I am first to admit that my natural instinct it to repelled from products which ultimately remove its core ingredient or expected benefit from it. Removing alcohol from wine, caffeine from coffee, or eggs from mayonnaise are activities which instantly trigger my innate cynicism. I mean, there are so many alternatives to each which can be equally tasty/ enjoyable. Yet, I was proven so wrong.
Vegenaise (pronounced “VEDGE-en-aise) is – really good. Equally, it is far from a new fad having been launched in 1977 – the year after I was born – by a bunch of bearded hippies in San Fernando Valley, California. If interested, you can read their story here. I am just so surprised it took me so long to discover it. Mea Culpa.
The ABBA Connection
As I opened with this post mentioning Abba, I thought it was now high time to provide a well overdue explanation. Whilst trying to find pickled herring, I found a Swedish brand called Abba Seafood who make a really good pickled herring in onion marinade. Whilst researching ingredients, I discovered that the name ABBA for the group was created following a competition in a Gothenburg newspaper: Agnetha, Björn, Benny, and Anni-Frid = ABBA. Thus, the name was born. They had to ask permission from the Abba canning factory, who stated “O.K., as long as you don’t make us feel ashamed for what you’re doing”. Who’d have thought…one of the best selling music artists of all time shared their name with a seafood company.
By no means is the Abba brand essential for this recipe – we tried some other jarred pickled herring and this was our preferred one by far. Pickled herring is an acquired taste for many of us, I get it – but very popular in Scandinavia.
According to Try Swedish
“Did you also know that marinated herring from Abba is one of the few products that is a true must-have on the table on all the big holidays? Christmas, Easter, Midsummer – it doesn’t matter what season it is, the Swedes are absolutely crazy about their marinated herring fillets.”
My first encounter with pickled herring was in Denmark in my late teens, and it was an initial shock to the taste-buds both in terms of taste and texture. Perhaps nursing a hangover didn’t help when being thrust pickled raw herring under my nose…. but I have certainly grown to appreciate it.
Potato Salad with Picked Herring
I think you have suffered enough with my pickled herring history lesson – the main point of the recipe was the potato salad which I really hope you enjoy. It takes very little time, can be easily adapted, and will be a great accompaniment to a other meals (particularly those who really are repelled by fish). Whilst I have suggested using Vegenaise, of course it will work with other alternatives.

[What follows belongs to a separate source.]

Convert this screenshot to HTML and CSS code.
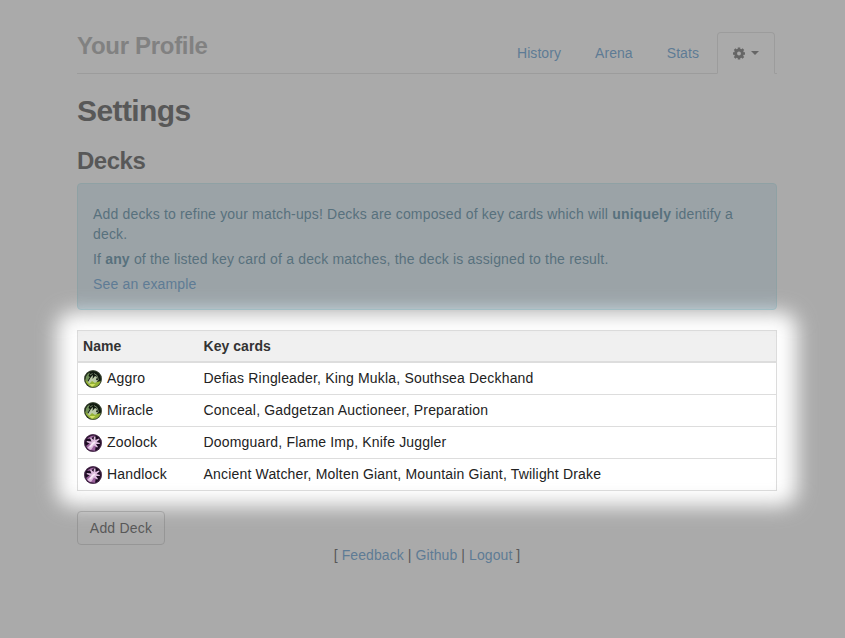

Finally, when we first made this (as photographed) we didn’t include apple and Aleppo pepper flakes to but I have to say it is now our preferred version as it adds a little heat and crisp sweetness from the Braeburn.
Potato Salad with Pickled Herring
- 750 g Charlotte salad potatoes, peeled, and cut into bite size chunks
- 1 unwaxed lemon, zest only
- 1 medium red onion, finely diced
- 4 pickled cornichons, finely diced
- 3 tbsp Vegenaise, heaped
- 6 sprig fresh dill, finely chopped
- 140 g pickled herring, drained
- 1 tsp Aleppo Pepper
- ½ crisp Braeburn apple , finely diced
- First of all peel and chop the Charlotte potatoes into bite-sized pieces, and place in a medium sized pan. Cover with water, stir thoroughly, then discard the starchy water.
- Add cold water to the pan so that the potatoes are covered by an inch. Add a teaspoon of sea salt, and bring to the boil. Once boiling, reduce heat and simmer for 15 minutes, or until cooked. Prod with a fork to test. Do not overcook, otherwise this will become more of a mash.
- Drain potatoes in a colander, return to saucepan and cover with lid.
- Whilst the potatoes are cooking, take out a medium sized bowl and add three generous heaped tablespoons of Vegenaise.
- Add the lemon zest, finely diced cornichons, finely diced red onion, chopped dill and mix thoroughly.
- (optional – if using, mix through the Aleppo Pepper and finely diced Braeburn apple at the same time as the other ingredients)
- Carefully add the warm cooked potatoes into the bowl, mixing thoroughly, making sure everything is evenly combined.
- Transfer to individual plates, and place 3-4 pieces of pickled herring on top. Enjoy.